The key is to use trigonometric substitution. If you start with: $4\int\limits_{0}^{r}\sqrt{r^2-x^{2}}dx$ Then make the following substitutions based on the angle:$x=r\cos \theta, \sqrt{r^2-x ^{2}}=r\sin \theta, dx=-r\sin \theta d\theta$ You'll get: $4\int\limits_{\pi/2}^{0}-r^2\sin^2 \theta d \theta$ or $4r^2\int\limits_{0}^{\pi/2}\sin^2 \theta d \theta$ I'll leave it to you to work out the definite integral.

3. anonymous

Ok, so how did you get the 4 in front of the integral?

4. anonymous

The integral represents the area of a quarter of a circle with radius r. I could have put 2 in front and worked out the sum from -r to r instead of 4 times 0 to r.

5. anonymous

Come to think of it, there's a much easier solution:$\int\limits_{0}^{r}2 \pi xdx$The integrand represents the circumference of a circle with radius x.
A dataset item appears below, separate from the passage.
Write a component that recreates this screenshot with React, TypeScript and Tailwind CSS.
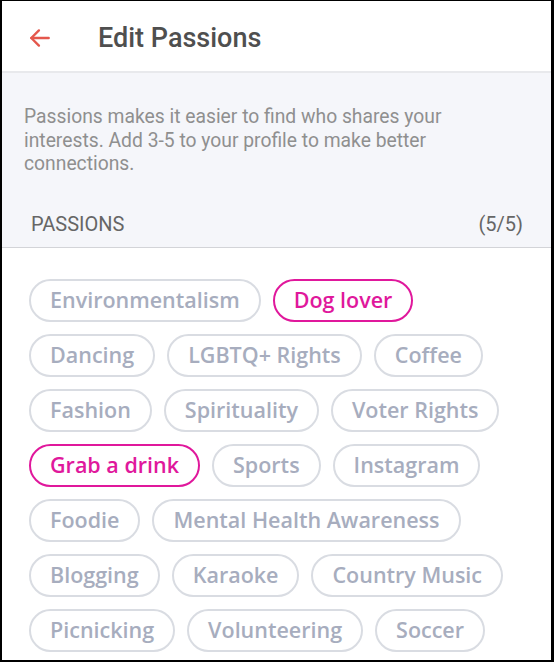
import React from "react";

type Chip = { label: string; selected?: boolean };

const rows: Chip[][] = [
  [{ label: "Environmentalism" }, { label: "Dog lover", selected: true }],
  [{ label: "Dancing" }, { label: "LGBTQ+ Rights" }, { label: "Coffee" }],
  [{ label: "Fashion" }, { label: "Spirituality" }, { label: "Voter Rights" }],
  [{ label: "Grab a drink", selected: true }, { label: "Sports" }, { label: "Instagram" }],
  [{ label: "Foodie" }, { label: "Mental Health Awareness" }],
  [{ label: "Blogging" }, { label: "Karaoke" }, { label: "Country Music" }],
  [{ label: "Picnicking" }, { label: "Volunteering" }, { label: "Soccer" }],
];

function PassionChip({ label, selected }: Chip) {
  return (
    <div
      className={
        selected
          ? "h-[43px] px-[19px] flex items-center rounded-full border-2 border-[#e0189c] text-[#e0189c] bg-white"
          : "h-[43px] px-[19px] flex items-center rounded-full border-2 border-[#d9dce2] text-[#a7adbe] bg-white"
      }
    >
      <span className="text-[21.5px] font-semibold leading-none whitespace-nowrap" style={{ fontFamily: '"Open Sans", sans-serif' }}>
        {label}
      </span>
    </div>
  );
}

export default function App() {
  return (
    <div
      className="w-[554px] h-[662px] overflow-hidden bg-white border-solid border-black border-t border-l-2 border-r-[3px] border-b-2 flex flex-col"
      style={{ fontFamily: "Roboto, sans-serif" }}
    >
      <div className="h-[72px] shrink-0 flex items-center pt-[4px] bg-white border-b-2 border-[#e8e9ec]">
        <div className="pl-[25px] w-[96px] flex items-center">
          <svg width="26" height="26" viewBox="0 0 24 24" fill="none" stroke="#e4574c" strokeWidth="2.2" strokeLinecap="round" strokeLinejoin="round">
            <path d="M20 12H4" />
            <path d="M11 5l-7 7 7 7" />
          </svg>
        </div>
        <div className="text-[27px] font-medium text-[#4f4f4f] leading-none">Edit Passions</div>
      </div>

      <div className="shrink-0 bg-[#f5f6fa] border-b border-[#d3d4d8]">
        <p className="pt-[32px] pl-[22px] pr-[16px] text-[19.3px] leading-[23.5px] text-[#8f8f8f]">
          Passions makes it easier to find who shares your
          <br />
          interests. Add 3-5 to your profile to make better
          <br />
          connections.
        </p>
        <div className="mt-[36px] pb-[11px] pl-[29px] pr-[28px] flex justify-between text-[20px] leading-[24px] text-[#666666]">
          <span>PASSIONS</span>
          <span>(5/5)</span>
        </div>
      </div>

      <div className="pt-[31px] pl-[27px] flex flex-col gap-[12px]">
        {rows.map((row, i) => (
          <div key={i} className="flex gap-[12px]">
            {row.map((c) => (
              <PassionChip key={c.label} {...c} />
            ))}
          </div>
        ))}
      </div>
    </div>
  );
}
The area of the circle is the cumulative sum of the circumference of the concentric circles from 0 to r.

6. anonymous

Thanks!!!

7. anonymous

Theres a simpler method If u divide the circle into many concentric rings, each at a distance r, and having thickness dr the area of one disc is $dA=2{\pi}rdr$ $\int\limits_{}^{}dA = \int\limits_{0}^{R}2{\pi}rdr = {\pi}R ^{2}$

8. anonymous

$\int\limits_{0}^{2\pi}\int\limits_{0}^{r}rdrd \Theta$ $\int\limits_{0}^{2\pi}[r^2/2][0,r]d \Theta=\int\limits_{0}^{2\pi}r^2/2d \Theta$ $\int\limits_{0}^{2\pi}r^2/2d \Theta=r^2/2(\Theta)|[0,2\pi]=\pi r^2$